EXERCISE AIM:
Repeat the listing that follows, character for character, minus the pictures.

RAW DATA:
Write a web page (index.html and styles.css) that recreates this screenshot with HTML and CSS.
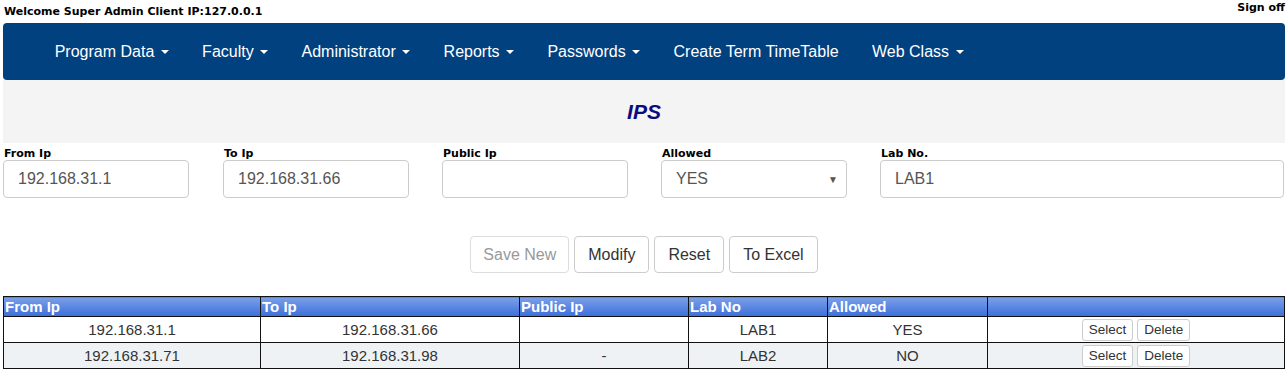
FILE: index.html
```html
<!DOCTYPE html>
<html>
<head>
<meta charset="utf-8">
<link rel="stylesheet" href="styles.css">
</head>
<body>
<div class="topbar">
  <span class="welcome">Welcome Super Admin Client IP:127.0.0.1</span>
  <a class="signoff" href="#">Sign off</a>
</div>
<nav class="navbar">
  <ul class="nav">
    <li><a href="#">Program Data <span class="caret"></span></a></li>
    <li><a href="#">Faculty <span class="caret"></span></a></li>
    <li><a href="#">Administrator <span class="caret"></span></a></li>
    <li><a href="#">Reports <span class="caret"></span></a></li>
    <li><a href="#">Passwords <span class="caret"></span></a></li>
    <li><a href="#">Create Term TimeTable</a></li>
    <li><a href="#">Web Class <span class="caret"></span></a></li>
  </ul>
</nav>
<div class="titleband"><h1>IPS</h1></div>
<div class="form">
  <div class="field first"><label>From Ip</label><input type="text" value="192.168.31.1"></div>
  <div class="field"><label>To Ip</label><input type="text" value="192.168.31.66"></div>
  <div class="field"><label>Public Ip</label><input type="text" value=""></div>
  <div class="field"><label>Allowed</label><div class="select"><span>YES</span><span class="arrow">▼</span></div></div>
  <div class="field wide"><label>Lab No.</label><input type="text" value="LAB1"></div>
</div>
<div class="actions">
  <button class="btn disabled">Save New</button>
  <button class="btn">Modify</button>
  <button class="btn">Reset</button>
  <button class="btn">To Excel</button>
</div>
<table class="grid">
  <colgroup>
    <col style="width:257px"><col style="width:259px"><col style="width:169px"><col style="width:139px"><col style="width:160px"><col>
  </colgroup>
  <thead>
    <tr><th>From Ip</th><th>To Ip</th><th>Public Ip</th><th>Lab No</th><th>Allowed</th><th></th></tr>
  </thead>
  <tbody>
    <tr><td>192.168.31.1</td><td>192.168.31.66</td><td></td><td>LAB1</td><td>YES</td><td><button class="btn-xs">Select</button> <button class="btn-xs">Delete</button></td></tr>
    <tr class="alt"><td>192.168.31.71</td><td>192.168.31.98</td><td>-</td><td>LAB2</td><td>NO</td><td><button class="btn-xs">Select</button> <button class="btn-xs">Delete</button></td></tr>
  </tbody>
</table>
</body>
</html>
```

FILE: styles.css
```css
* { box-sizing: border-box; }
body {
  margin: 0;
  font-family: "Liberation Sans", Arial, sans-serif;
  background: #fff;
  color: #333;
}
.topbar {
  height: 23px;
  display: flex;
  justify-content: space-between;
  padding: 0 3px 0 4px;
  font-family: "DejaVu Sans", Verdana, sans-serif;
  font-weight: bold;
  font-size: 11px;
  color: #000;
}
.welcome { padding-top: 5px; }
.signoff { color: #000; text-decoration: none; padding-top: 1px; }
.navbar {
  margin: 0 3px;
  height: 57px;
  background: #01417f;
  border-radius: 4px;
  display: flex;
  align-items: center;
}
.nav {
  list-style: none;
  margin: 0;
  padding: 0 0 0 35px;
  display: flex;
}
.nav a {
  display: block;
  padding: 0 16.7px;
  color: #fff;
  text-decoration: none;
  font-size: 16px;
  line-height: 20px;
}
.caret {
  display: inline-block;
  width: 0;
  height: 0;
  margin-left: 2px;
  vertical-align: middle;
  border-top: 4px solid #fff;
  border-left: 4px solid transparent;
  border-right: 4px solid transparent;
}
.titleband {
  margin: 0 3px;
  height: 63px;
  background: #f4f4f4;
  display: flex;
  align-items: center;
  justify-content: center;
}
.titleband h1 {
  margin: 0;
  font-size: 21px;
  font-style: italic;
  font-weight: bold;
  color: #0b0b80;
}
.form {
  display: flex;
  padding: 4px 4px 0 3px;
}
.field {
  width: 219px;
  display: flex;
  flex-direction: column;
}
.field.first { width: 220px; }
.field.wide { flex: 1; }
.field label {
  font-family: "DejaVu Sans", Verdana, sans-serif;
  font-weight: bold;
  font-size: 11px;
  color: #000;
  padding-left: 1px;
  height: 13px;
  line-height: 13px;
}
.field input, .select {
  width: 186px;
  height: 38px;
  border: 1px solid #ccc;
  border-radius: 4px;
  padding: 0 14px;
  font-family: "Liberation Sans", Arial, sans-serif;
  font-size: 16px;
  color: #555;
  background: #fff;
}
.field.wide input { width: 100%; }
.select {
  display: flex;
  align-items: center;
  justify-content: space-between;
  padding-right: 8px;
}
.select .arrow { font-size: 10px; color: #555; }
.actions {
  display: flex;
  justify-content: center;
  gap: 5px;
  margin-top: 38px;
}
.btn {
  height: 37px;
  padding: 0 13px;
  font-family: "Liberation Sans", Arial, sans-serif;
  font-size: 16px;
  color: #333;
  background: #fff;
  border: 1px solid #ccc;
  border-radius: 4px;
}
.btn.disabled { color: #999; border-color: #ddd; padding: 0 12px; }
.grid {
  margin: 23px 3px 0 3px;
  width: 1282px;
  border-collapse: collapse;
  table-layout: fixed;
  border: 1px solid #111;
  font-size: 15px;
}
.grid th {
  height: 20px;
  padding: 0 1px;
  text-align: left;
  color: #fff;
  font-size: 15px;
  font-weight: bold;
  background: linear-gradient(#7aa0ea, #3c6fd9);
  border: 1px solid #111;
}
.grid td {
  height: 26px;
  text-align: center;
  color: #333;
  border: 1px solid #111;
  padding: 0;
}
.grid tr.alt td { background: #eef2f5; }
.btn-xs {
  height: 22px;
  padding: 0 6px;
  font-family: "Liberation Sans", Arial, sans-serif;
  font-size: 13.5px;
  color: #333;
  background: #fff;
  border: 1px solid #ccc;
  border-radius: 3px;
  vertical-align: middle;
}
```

EXERCISE RESULT:
Write a web page (index.html and styles.css) that recreates this screenshot with HTML and CSS.
FILE: index.html
```html
<!DOCTYPE html>
<html>
<head>
<meta charset="utf-8">
<link rel="stylesheet" href="styles.css">
</head>
<body>
<div class="topbar">
  <span class="welcome">Welcome Super Admin Client IP:127.0.0.1</span>
  <a class="signoff" href="#">Sign off</a>
</div>
<nav class="navbar">
  <ul class="nav">
    <li><a href="#">Program Data <span class="caret"></span></a></li>
    <li><a href="#">Faculty <span class="caret"></span></a></li>
    <li><a href="#">Administrator <span class="caret"></span></a></li>
    <li><a href="#">Reports <span class="caret"></span></a></li>
    <li><a href="#">Passwords <span class="caret"></span></a></li>
    <li><a href="#">Create Term TimeTable</a></li>
    <li><a href="#">Web Class <span class="caret"></span></a></li>
  </ul>
</nav>
<div class="titleband"><h1>IPS</h1></div>
<div class="form">
  <div class="field first"><label>From Ip</label><input type="text" value="192.168.31.1"></div>
  <div class="field"><label>To Ip</label><input type="text" value="192.168.31.66"></div>
  <div class="field"><label>Public Ip</label><input type="text" value=""></div>
  <div class="field"><label>Allowed</label><div class="select"><span>YES</span><span class="arrow">▼</span></div></div>
  <div class="field wide"><label>Lab No.</label><input type="text" value="LAB1"></div>
</div>
<div class="actions">
  <button class="btn disabled">Save New</button>
  <button class="btn">Modify</button>
  <button class="btn">Reset</button>
  <button class="btn">To Excel</button>
</div>
<table class="grid">
  <colgroup>
    <col style="width:257px"><col style="width:259px"><col style="width:169px"><col style="width:139px"><col style="width:160px"><col>
  </colgroup>
  <thead>
    <tr><th>From Ip</th><th>To Ip</th><th>Public Ip</th><th>Lab No</th><th>Allowed</th><th></th></tr>
  </thead>
  <tbody>
    <tr><td>192.168.31.1</td><td>192.168.31.66</td><td></td><td>LAB1</td><td>YES</td><td><button class="btn-xs">Select</button> <button class="btn-xs">Delete</button></td></tr>
    <tr class="alt"><td>192.168.31.71</td><td>192.168.31.98</td><td>-</td><td>LAB2</td><td>NO</td><td><button class="btn-xs">Select</button> <button class="btn-xs">Delete</button></td></tr>
  </tbody>
</table>
</body>
</html>
```

FILE: styles.css
```css
* { box-sizing: border-box; }
body {
  margin: 0;
  font-family: "Liberation Sans", Arial, sans-serif;
  background: #fff;
  color: #333;
}
.topbar {
  height: 23px;
  display: flex;
  justify-content: space-between;
  padding: 0 3px 0 4px;
  font-family: "DejaVu Sans", Verdana, sans-serif;
  font-weight: bold;
  font-size: 11px;
  color: #000;
}
.welcome { padding-top: 5px; }
.signoff { color: #000; text-decoration: none; padding-top: 1px; }
.navbar {
  margin: 0 3px;
  height: 57px;
  background: #01417f;
  border-radius: 4px;
  display: flex;
  align-items: center;
}
.nav {
  list-style: none;
  margin: 0;
  padding: 0 0 0 35px;
  display: flex;
}
.nav a {
  display: block;
  padding: 0 16.7px;
  color: #fff;
  text-decoration: none;
  font-size: 16px;
  line-height: 20px;
}
.caret {
  display: inline-block;
  width: 0;
  height: 0;
  margin-left: 2px;
  vertical-align: middle;
  border-top: 4px solid #fff;
  border-left: 4px solid transparent;
  border-right: 4px solid transparent;
}
.titleband {
  margin: 0 3px;
  height: 63px;
  background: #f4f4f4;
  display: flex;
  align-items: center;
  justify-content: center;
}
.titleband h1 {
  margin: 0;
  font-size: 21px;
  font-style: italic;
  font-weight: bold;
  color: #0b0b80;
}
.form {
  display: flex;
  padding: 4px 4px 0 3px;
}
.field {
  width: 219px;
  display: flex;
  flex-direction: column;
}
.field.first { width: 220px; }
.field.wide { flex: 1; }
.field label {
  font-family: "DejaVu Sans", Verdana, sans-serif;
  font-weight: bold;
  font-size: 11px;
  color: #000;
  padding-left: 1px;
  height: 13px;
  line-height: 13px;
}
.field input, .select {
  width: 186px;
  height: 38px;
  border: 1px solid #ccc;
  border-radius: 4px;
  padding: 0 14px;
  font-family: "Liberation Sans", Arial, sans-serif;
  font-size: 16px;
  color: #555;
  background: #fff;
}
.field.wide input { width: 100%; }
.select {
  display: flex;
  align-items: center;
  justify-content: space-between;
  padding-right: 8px;
}
.select .arrow { font-size: 10px; color: #555; }
.actions {
  display: flex;
  justify-content: center;
  gap: 5px;
  margin-top: 38px;
}
.btn {
  height: 37px;
  padding: 0 13px;
  font-family: "Liberation Sans", Arial, sans-serif;
  font-size: 16px;
  color: #333;
  background: #fff;
  border: 1px solid #ccc;
  border-radius: 4px;
}
.btn.disabled { color: #999; border-color: #ddd; padding: 0 12px; }
.grid {
  margin: 23px 3px 0 3px;
  width: 1282px;
  border-collapse: collapse;
  table-layout: fixed;
  border: 1px solid #111;
  font-size: 15px;
}
.grid th {
  height: 20px;
  padding: 0 1px;
  text-align: left;
  color: #fff;
  font-size: 15px;
  font-weight: bold;
  background: linear-gradient(#7aa0ea, #3c6fd9);
  border: 1px solid #111;
}
.grid td {
  height: 26px;
  text-align: center;
  color: #333;
  border: 1px solid #111;
  padding: 0;
}
.grid tr.alt td { background: #eef2f5; }
.btn-xs {
  height: 22px;
  padding: 0 6px;
  font-family: "Liberation Sans", Arial, sans-serif;
  font-size: 13.5px;
  color: #333;
  background: #fff;
  border: 1px solid #ccc;
  border-radius: 3px;
  vertical-align: middle;
}
```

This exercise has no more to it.